There is, however, a " ‘rough symmetry’ between the ‘real party in interest’ standard of Rule 17(a) and the rule that diversity jurisdiction depends upon the citizenship of real parties to the controversy." Navarro , 446 U.S. at 462 n.9, 100 S.Ct. 1779. But "the two rules serve different purposes and need not produce identical outcomes in all cases." Ibid. Instead, when assessing diversity of citizenship, the SFPs count if they are "real and substantial part[ies] to the controversy." Lorazepam , 631 F.3d at 540.

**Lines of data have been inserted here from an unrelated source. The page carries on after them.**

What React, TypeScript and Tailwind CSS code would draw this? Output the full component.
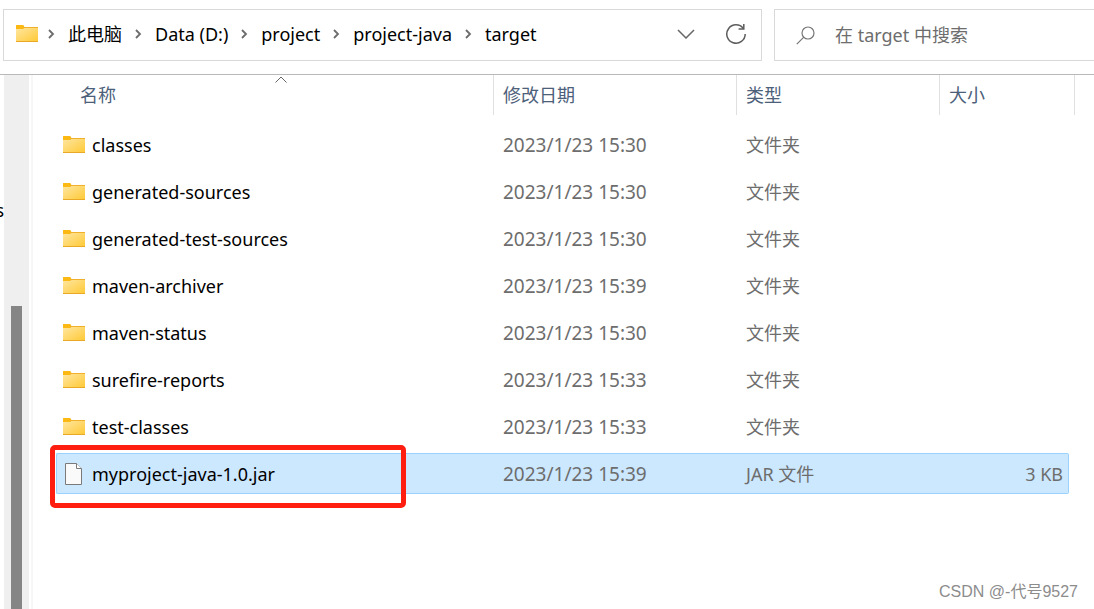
import type { ReactNode } from "react";

type Entry = {
  name: string;
  modified: string;
  type: string;
  size?: string;
  selected?: boolean;
};

const crumbs = ["此电脑", "Data (D:)", "project", "project-java", "target"];

const entries: Entry[] = [
  { name: "classes", modified: "2023/1/23 15:30", type: "文件夹" },
  { name: "generated-sources", modified: "2023/1/23 15:30", type: "文件夹" },
  { name: "generated-test-sources", modified: "2023/1/23 15:30", type: "文件夹" },
  { name: "maven-archiver", modified: "2023/1/23 15:39", type: "文件夹" },
  { name: "maven-status", modified: "2023/1/23 15:30", type: "文件夹" },
  { name: "surefire-reports", modified: "2023/1/23 15:33", type: "文件夹" },
  { name: "test-classes", modified: "2023/1/23 15:33", type: "文件夹" },
  { name: "myproject-java-1.0.jar", modified: "2023/1/23 15:39", type: "JAR 文件", size: "3 KB", selected: true },
];

function FolderIcon() {
  return (
    <svg width="22" height="18" viewBox="0 0 22 18" className="shrink-0" aria-hidden="true">
      <defs>
        <linearGradient id="folder" x1="0" y1="0" x2="1" y2="1">
          <stop offset="0" stopColor="#ffe6a0" />
          <stop offset="1" stopColor="#ffc934" />
        </linearGradient>
      </defs>
      <path d="M0 1 Q0 0 1 0 H7 L8.5 2 H22 V5 H0 Z" fill="#f0b02c" />
      <path d="M0 4 H7 L8.5 3 H22 V17 H0 Z" fill="url(#folder)" />
      <path d="M0 1 Q0 0 1 0 H7 L8 1.5 L7 4 H0 Z" fill="#fdb913" />
      <rect y="16" width="22" height="1" fill="#e9a825" />
    </svg>
  );
}

function FileIcon() {
  return (
    <svg width="22" height="22" viewBox="0 0 22 22" className="shrink-0" aria-hidden="true">
      <path d="M2.5 0.5 H13.5 L18.5 5.5 V21.5 H2.5 Z" fill="#fafafa" stroke="#7a7a7a" />
      <path d="M13.5 0.5 V5.5 H18.5" fill="#fff" stroke="#7a7a7a" />
    </svg>
  );
}

function Crumb({ children }: { children: ReactNode }) {
  return (
    <li className="flex items-center gap-[13px]">
      <svg width="7" height="10" viewBox="0 0 7 10" fill="none" stroke="#6b6b6b" strokeWidth="1.8" aria-hidden="true">
        <path d="M1 1 L5 5 L1 9" />
      </svg>
      <button type="button" className="whitespace-nowrap text-black">{children}</button>
    </li>
  );
}

function HeadCell({ children, first, last }: { children: ReactNode; first?: boolean; last?: boolean }) {
  return (
    <th scope="col" colSpan={last ? 2 : 1} className="p-0 pb-1.5 font-normal text-left text-[#4c607a]">
      <div
        className={`relative flex h-10 items-center ${first ? "pl-6" : "border-l border-[#e0e0e0] pl-[9px]"} ${last ? "border-r" : ""}`}
      >
        {children}
      </div>
    </th>
  );
}

function Row({ entry }: { entry: Entry }) {
  const fill = entry.selected ? "border-[#99d1ff] bg-[#cce8ff]" : "border-transparent";
  return (
    <tr>
      <td className="p-0 py-[3px]">
        <div className={`relative flex h-[41px] items-center gap-[7px] rounded-l-xs border-y border-l pl-1.5 text-black ${fill}`}>
          {entry.selected ? <FileIcon /> : <FolderIcon />}
          {entry.name}
          {/* red marker round the built jar */}
          {entry.selected && (
            <span className="absolute -left-[7px] -top-[9px] h-[63px] w-[356px] rounded-[5px] border-5 border-[#ff1e10]" />
          )}
        </div>
      </td>
      <td className="p-0">
        <div className={`flex h-[41px] items-center border-y pl-2.5 text-[19px] ${fill}`}>{entry.modified}</div>
      </td>
      <td className="p-0">
        <div className={`flex h-[41px] items-center border-y pl-2.5 ${fill}`}>{entry.type}</div>
      </td>
      <td className="p-0">
        <div className={`flex h-[41px] items-center justify-end rounded-r-xs border-y border-r pr-[5px] ${fill}`}>
          {entry.size}
        </div>
      </td>
      <td className="p-0" />
    </tr>
  );
}

export default function App() {
  return (
    <div className="relative flex h-screen flex-col overflow-hidden bg-white font-['Noto_Sans','Noto_Sans_CJK_SC',sans-serif] text-[18px] leading-6 text-[#6d6d6d]">

      {/* ADDRESS BAR */}
      <header className="flex gap-3 border-b border-[#b9b9b9] pt-[9px] pb-[13px] pl-[3px]">
        <div className="flex h-[52px] min-w-0 flex-1 items-center border border-[#d9d9d9] pr-3.5 pb-0.5 pl-3">
          <FolderIcon />
          <nav aria-label="路径" className="ml-2.5 flex-1">
            <ol className="flex items-center gap-[13px]">
              {crumbs.map((crumb) => (
                <Crumb key={crumb}>{crumb}</Crumb>
              ))}
            </ol>
          </nav>
          <div className="flex items-center gap-[30px]">
            <button type="button" aria-label="展开">
              <svg width="18" height="10" viewBox="0 0 18 10" fill="none" stroke="#666" strokeWidth="1.5">
                <path d="M1 1 L9 9 L17 1" />
              </svg>
            </button>
            <button type="button" aria-label="刷新">
              <svg width="22" height="22" viewBox="0 0 22 22" fill="none" stroke="#5c5c5c" strokeWidth="1.5">
                <path d="M18.4 5.6 A9.2 9.2 0 1 0 20.2 11" />
                <path d="M18.8 1 V6 H13.6" />
              </svg>
            </button>
          </div>
        </div>
        <label className="flex h-[52px] w-80 shrink-0 items-center gap-5 border border-r-0 border-[#d9d9d9] pl-[21px]">
          <svg width="19" height="19" viewBox="0 0 19 19" fill="none" stroke="#777" strokeWidth="1.2" aria-hidden="true">
            <circle cx="12" cy="7" r="6" />
            <path d="M7.8 11.2 L0.8 18.2" />
          </svg>
          <input
            type="text"
            aria-label="搜索"
            placeholder="在 target 中搜索"
            className="min-w-0 flex-1 outline-none placeholder:text-[#6d6d6d]"
          />
        </label>
      </header>

      <div className="flex min-h-0 flex-1">

        {/* NAVIGATION PANE, scrolled almost out of view */}
        <aside className="flex w-1 justify-end overflow-hidden pt-[123px] text-black">s</aside>
        <div className="flex w-[25px] shrink-0 bg-[#efefef] pt-[231px] pl-[7px]">
          <div className="w-[11px] bg-[#858585]" />
        </div>

        {/* FILE LIST */}
        <main className="ml-0.5 min-w-0 flex-1 border-l-2 border-[#f7f7f7] pr-[19px] pl-[23px]">
          <table className="w-full table-fixed border-separate border-spacing-0">
            <colgroup>
              <col />
              <col className="w-[243px]" />
              <col className="w-[203px]" />
              <col className="w-[130px]" />
              <col className="w-1.5" />
            </colgroup>
            <thead>
              <tr>
                <HeadCell first>
                  名称
                  <svg width="12" height="7" viewBox="0 0 12 7" fill="none" stroke="#666" className="absolute top-px left-1/2" aria-hidden="true">
                    <path d="M0.5 6.5 L6 1 L11.5 6.5" />
                  </svg>
                </HeadCell>
                <HeadCell>修改日期</HeadCell>
                <HeadCell>类型</HeadCell>
                <HeadCell last>大小</HeadCell>
              </tr>
            </thead>
            <tbody>
              {entries.map((entry) => (
                <Row key={entry.name} entry={entry} />
              ))}
            </tbody>
          </table>
        </main>
      </div>

      <p className="absolute right-4 bottom-[5px] font-['Liberation_Sans','Noto_Sans_CJK_SC',sans-serif] text-base text-[#8c8c8c]">
        CSDN @-代号9527
      </p>
    </div>
  );
}
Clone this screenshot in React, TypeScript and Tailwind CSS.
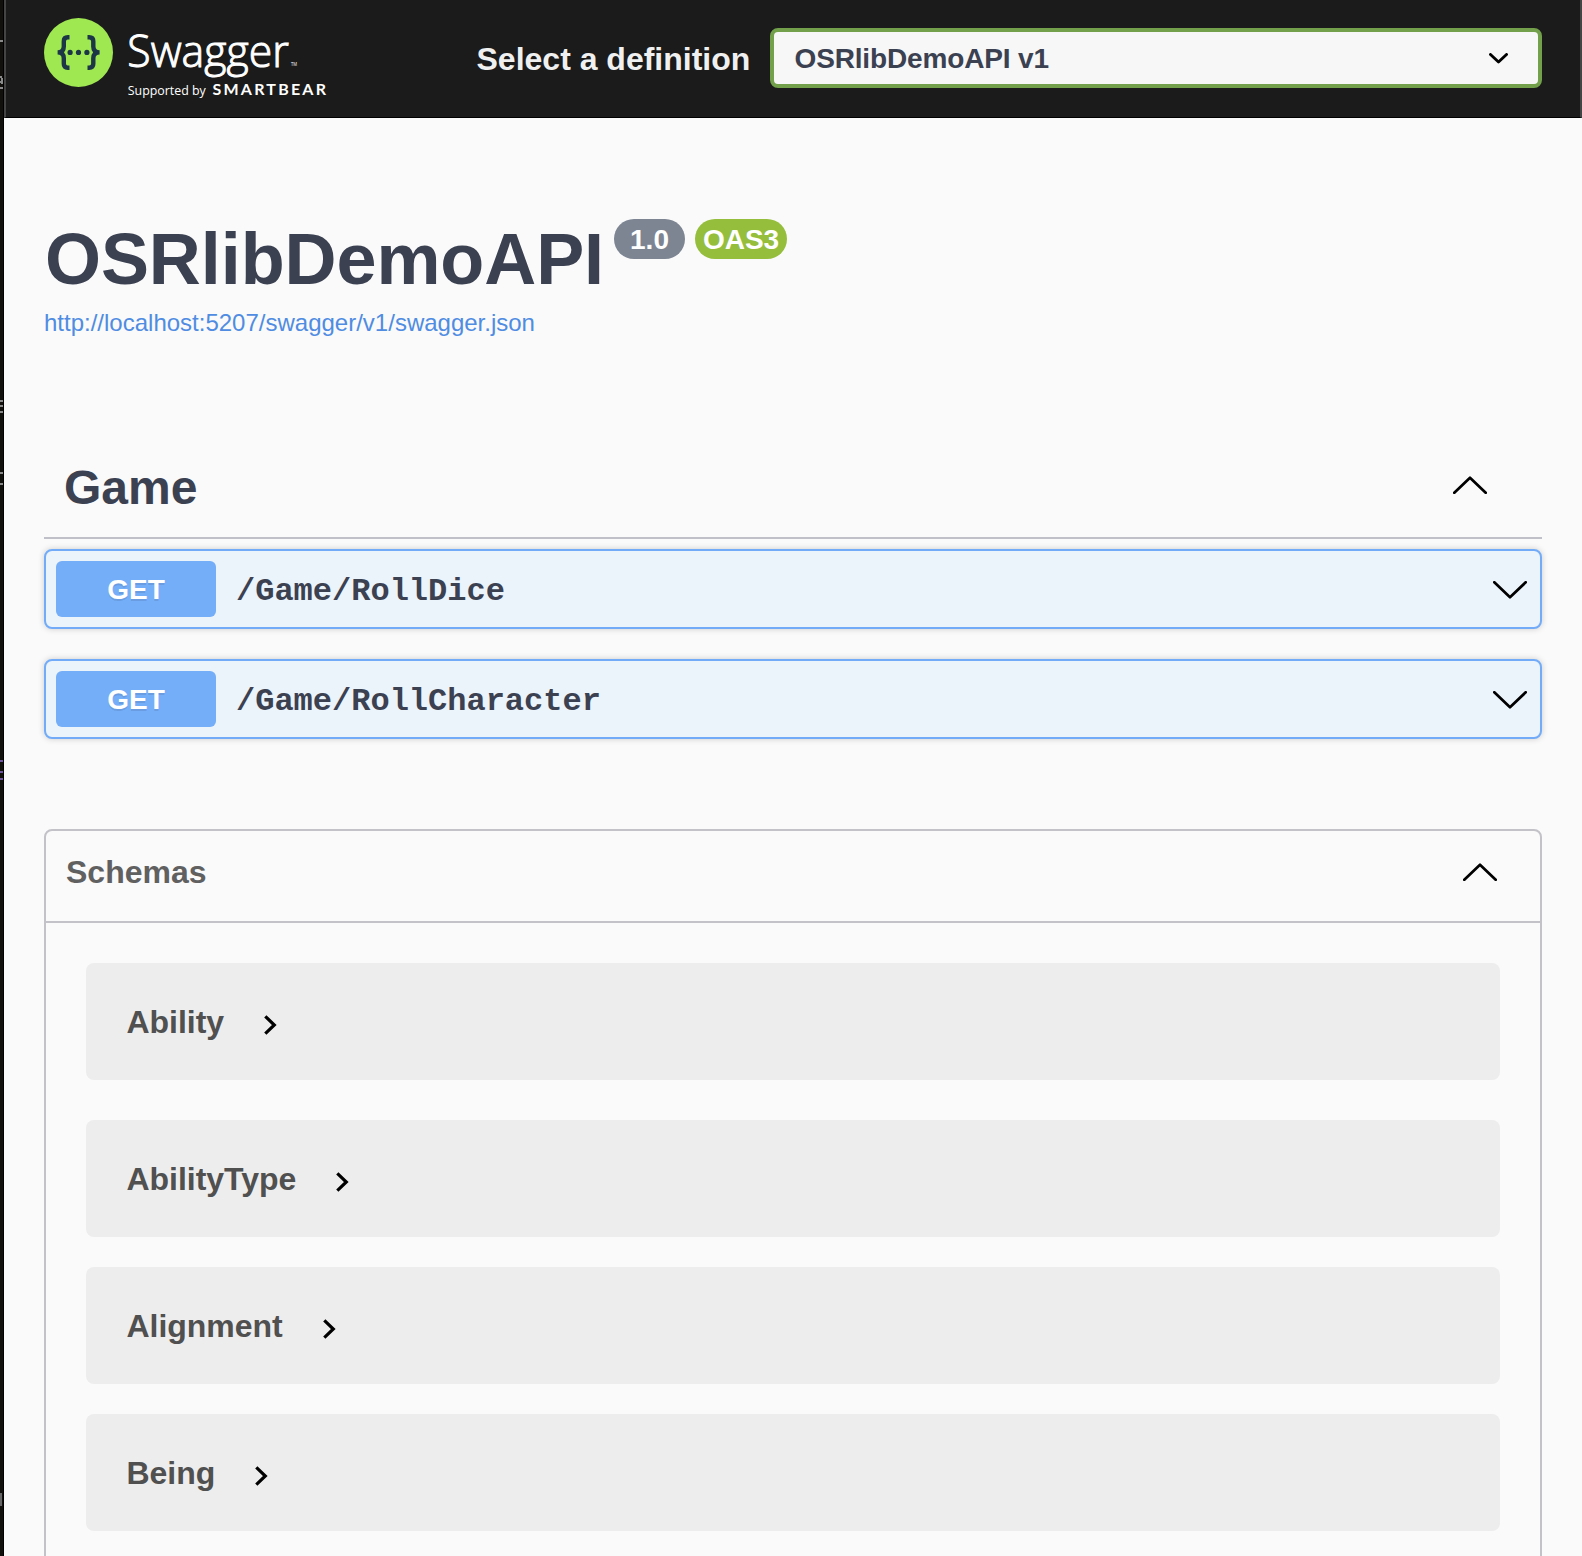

Based on the evidence before the Court, there can be no doubt that they are. Although the ASCs authorize Blue Cross to process claims, deal with providers, and sue drug companies for overpayments on behalf of SFPs, the SFPs retain the right to pursue such actions on their own. And any recovery through Blue Cross is remitted to the SPFs. That makes sense. Blue Cross's relationship with each SPF was nothing more than a claims administrator, paying their employees’ claims with the SFP's own money. If there was an overpayment, the damaged party was the SFP, not Blue Cross. Each SPF has a real and substantial interest in the recovery, and Blue Cross, for that purpose, serves as a conduit. The citizenship of the SFPs counts in the jurisdictional equation. Blue Cross alleges, and the defendants do not dispute, that Endo Pharmaceuticals, Inc. is a citizen of Delaware and Pennsylvania. After oral argument, Blue Cross was ordered to submit a list of the SFPs, along with their states of incorporation. Its filing includes hundreds of SFPs, several of which are incorporated in Delaware, including A.K. Steel & Steel Dynamic, Inc.; Active and Aero Group, Inc.; and Altair Engineering, Inc. The failure of complete diversity, and the absence of a substantial federal question, leaves the Court without subject matter jurisdiction.
A final question is whether the Court should follow the lead of the Lorazepam and Aetna courts to strip out those SFPs that destroy complete diversity. There is no good reason to do that at this stage of the case. That is particularly true when the plaintiffs originally chose the state forum, the case is in its early stages with no scheduling order, and eliminating an undetermined number of SFPs would needlessly trim the plaintiffs’ damages claim.
III.
A defendant may remove a case from state court to federal court only if "the district courts of the United States [would] have [had] original jurisdiction" over the case. 28 U.S.C. § 1441(a). Without complete diversity of citizenship, this Court has no basis to exercise subject matter jurisdiction over the dispute.
Accordingly, it is ORDERED that the plaintiffs’ motion to remand (ECF No. 28) is GRANTED.
It is further ORDERED that the case is REMANDED to the Wayne County, Michigan circuit court.